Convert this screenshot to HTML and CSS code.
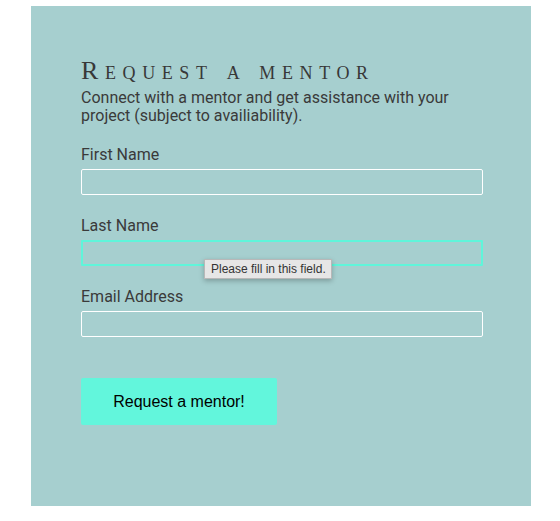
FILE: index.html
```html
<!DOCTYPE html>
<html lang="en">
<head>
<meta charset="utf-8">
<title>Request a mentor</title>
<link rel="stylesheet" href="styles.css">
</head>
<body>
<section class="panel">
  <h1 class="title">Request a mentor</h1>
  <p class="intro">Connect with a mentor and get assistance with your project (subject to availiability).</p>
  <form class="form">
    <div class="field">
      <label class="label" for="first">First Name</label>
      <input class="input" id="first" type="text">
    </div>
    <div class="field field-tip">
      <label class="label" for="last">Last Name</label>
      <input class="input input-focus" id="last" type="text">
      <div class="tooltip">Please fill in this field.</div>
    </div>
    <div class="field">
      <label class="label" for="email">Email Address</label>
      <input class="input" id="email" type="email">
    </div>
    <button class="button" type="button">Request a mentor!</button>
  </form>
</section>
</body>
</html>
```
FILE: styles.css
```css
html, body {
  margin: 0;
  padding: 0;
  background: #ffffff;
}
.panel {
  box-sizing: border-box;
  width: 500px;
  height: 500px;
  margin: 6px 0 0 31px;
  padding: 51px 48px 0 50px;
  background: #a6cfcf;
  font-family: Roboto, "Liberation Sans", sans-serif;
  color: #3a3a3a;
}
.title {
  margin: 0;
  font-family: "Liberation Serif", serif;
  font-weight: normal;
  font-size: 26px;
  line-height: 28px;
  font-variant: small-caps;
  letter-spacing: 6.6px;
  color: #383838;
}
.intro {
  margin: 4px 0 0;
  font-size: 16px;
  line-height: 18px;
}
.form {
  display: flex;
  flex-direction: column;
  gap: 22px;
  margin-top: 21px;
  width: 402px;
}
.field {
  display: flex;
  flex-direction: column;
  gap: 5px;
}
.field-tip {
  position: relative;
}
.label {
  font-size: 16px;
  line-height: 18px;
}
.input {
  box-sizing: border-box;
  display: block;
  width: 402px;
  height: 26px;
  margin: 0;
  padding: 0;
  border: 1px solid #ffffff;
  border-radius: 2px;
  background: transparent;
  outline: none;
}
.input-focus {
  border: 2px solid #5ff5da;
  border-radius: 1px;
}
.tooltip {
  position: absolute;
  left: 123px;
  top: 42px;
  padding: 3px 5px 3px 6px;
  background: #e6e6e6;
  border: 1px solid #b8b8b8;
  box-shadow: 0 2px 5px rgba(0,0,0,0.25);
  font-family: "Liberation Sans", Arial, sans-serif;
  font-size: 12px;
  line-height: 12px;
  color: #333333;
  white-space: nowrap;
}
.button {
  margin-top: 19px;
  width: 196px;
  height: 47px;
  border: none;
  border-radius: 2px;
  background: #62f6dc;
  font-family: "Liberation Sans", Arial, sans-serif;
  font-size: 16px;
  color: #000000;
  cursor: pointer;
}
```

--

Written request: Copy the material above in full and exactly, skipping pictures.

Solved exercise:
Convert this screenshot to HTML and CSS code.
FILE: index.html
```html
<!DOCTYPE html>
<html lang="en">
<head>
<meta charset="utf-8">
<title>Request a mentor</title>
<link rel="stylesheet" href="styles.css">
</head>
<body>
<section class="panel">
  <h1 class="title">Request a mentor</h1>
  <p class="intro">Connect with a mentor and get assistance with your project (subject to availiability).</p>
  <form class="form">
    <div class="field">
      <label class="label" for="first">First Name</label>
      <input class="input" id="first" type="text">
    </div>
    <div class="field field-tip">
      <label class="label" for="last">Last Name</label>
      <input class="input input-focus" id="last" type="text">
      <div class="tooltip">Please fill in this field.</div>
    </div>
    <div class="field">
      <label class="label" for="email">Email Address</label>
      <input class="input" id="email" type="email">
    </div>
    <button class="button" type="button">Request a mentor!</button>
  </form>
</section>
</body>
</html>
```
FILE: styles.css
```css
html, body {
  margin: 0;
  padding: 0;
  background: #ffffff;
}
.panel {
  box-sizing: border-box;
  width: 500px;
  height: 500px;
  margin: 6px 0 0 31px;
  padding: 51px 48px 0 50px;
  background: #a6cfcf;
  font-family: Roboto, "Liberation Sans", sans-serif;
  color: #3a3a3a;
}
.title {
  margin: 0;
  font-family: "Liberation Serif", serif;
  font-weight: normal;
  font-size: 26px;
  line-height: 28px;
  font-variant: small-caps;
  letter-spacing: 6.6px;
  color: #383838;
}
.intro {
  margin: 4px 0 0;
  font-size: 16px;
  line-height: 18px;
}
.form {
  display: flex;
  flex-direction: column;
  gap: 22px;
  margin-top: 21px;
  width: 402px;
}
.field {
  display: flex;
  flex-direction: column;
  gap: 5px;
}
.field-tip {
  position: relative;
}
.label {
  font-size: 16px;
  line-height: 18px;
}
.input {
  box-sizing: border-box;
  display: block;
  width: 402px;
  height: 26px;
  margin: 0;
  padding: 0;
  border: 1px solid #ffffff;
  border-radius: 2px;
  background: transparent;
  outline: none;
}
.input-focus {
  border: 2px solid #5ff5da;
  border-radius: 1px;
}
.tooltip {
  position: absolute;
  left: 123px;
  top: 42px;
  padding: 3px 5px 3px 6px;
  background: #e6e6e6;
  border: 1px solid #b8b8b8;
  box-shadow: 0 2px 5px rgba(0,0,0,0.25);
  font-family: "Liberation Sans", Arial, sans-serif;
  font-size: 12px;
  line-height: 12px;
  color: #333333;
  white-space: nowrap;
}
.button {
  margin-top: 19px;
  width: 196px;
  height: 47px;
  border: none;
  border-radius: 2px;
  background: #62f6dc;
  font-family: "Liberation Sans", Arial, sans-serif;
  font-size: 16px;
  color: #000000;
  cursor: pointer;
}
```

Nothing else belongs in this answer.